After her testimony, Molly Martel spent the rest of the trial in the back of the courtroom, where she was escorted by sheriff’s deputies who placed metal cuffs around her ankles – out of the view of jurors – and seated her separated by a row of seats from her family.
Harvey Martel’s new attorney, Adam Bernstein, asked Temple to impose a 2-4 year prison sentence and recommend he complete a sexual offender treatment program at a community-based facility. An expert forensic psychiatrist evaluated Harvey Martel following the jury trial and found he has a low to very low chance of re-offending, Berntstein said.

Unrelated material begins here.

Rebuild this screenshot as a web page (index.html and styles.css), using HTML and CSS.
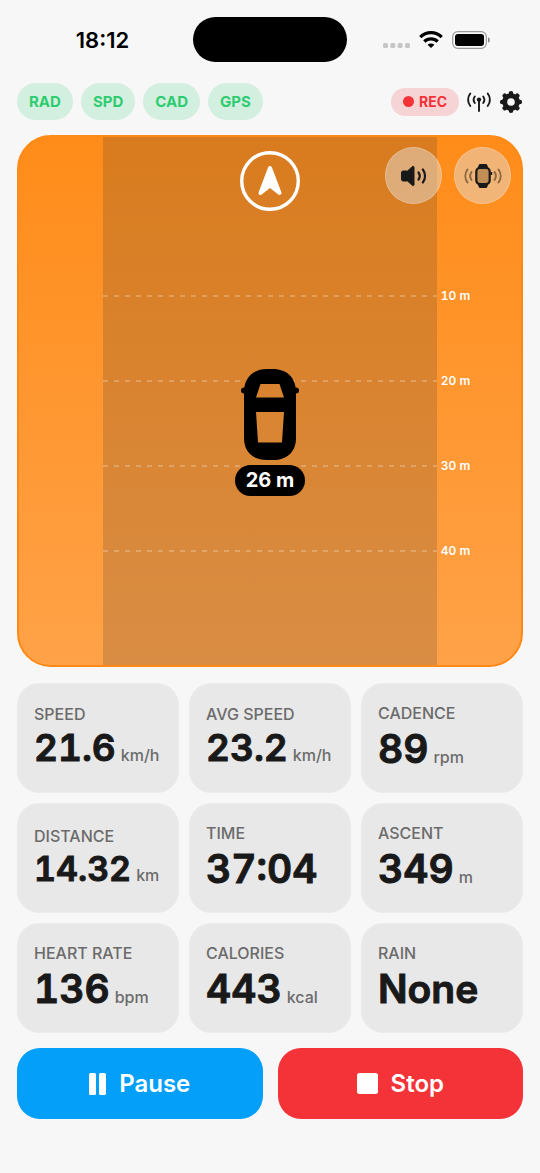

“From an emotional standpoint it makes sense why the victim and the victim’s family would ask you to impose a 10-20 year sentence,” he said. “The issue is that if we went on emotion alone, we would have a real problem in our criminal justice system.”
Assistant HIllsborough County Attorney Karrine Brobst recommended the maximum 10-20 year prison sentence.
“This is unlike other types of sexual assault. This is the worst kind of assault that can happen to a person,” she said Monday. “Molly could not have been impacted any worse than she was in this case.”
Bernstein said it is not clear whether Harvey Martel will appeal the conviction to the state Supreme Court.
A second prosecutor, Kent Smith, has known Molly Martel since she was 14 and accused her father of sexually assaulting her on Nov. 14, 2002. He said justice was done, just too late.
“I wish it had been done a little sooner,” he said. “Maybe things could have turned out a little different for Molly.”
Molly Martel, who is serving her sentence at the New Hampshire State Prison for Women in Goffstown, first accused her father of assaulting in 2004, but prosecutors dropped the charges just before a trial in 2008 when she disappeared. Harvey Martel was re-indicted in 2012. His case was delayed while Molly Martel was prosecuted – and convicted – of second-degree murder in Manchester.
Temple granted a defense motion barring prosecutors from suggesting at the trial that there was any causal link between the murder and the sexual abuse. Molly Martel’s mother was under no such prohibition on Monday.
“Molly ended up taking the wrong path because of your abuse,” Deborah Martel said. “You traumatized her so much she didn’t want to come home.”
At her trial, Molly Martel’s lawyers said that she had a history of family sexual abuse that it was a contributing factor in the crime.
“She wasn’t born to be defended in a murder case,” attorney Eric Wilson told the court. “You’ve got to wonder why. What happened in the last 23 years that put Molly Martel in that chair?”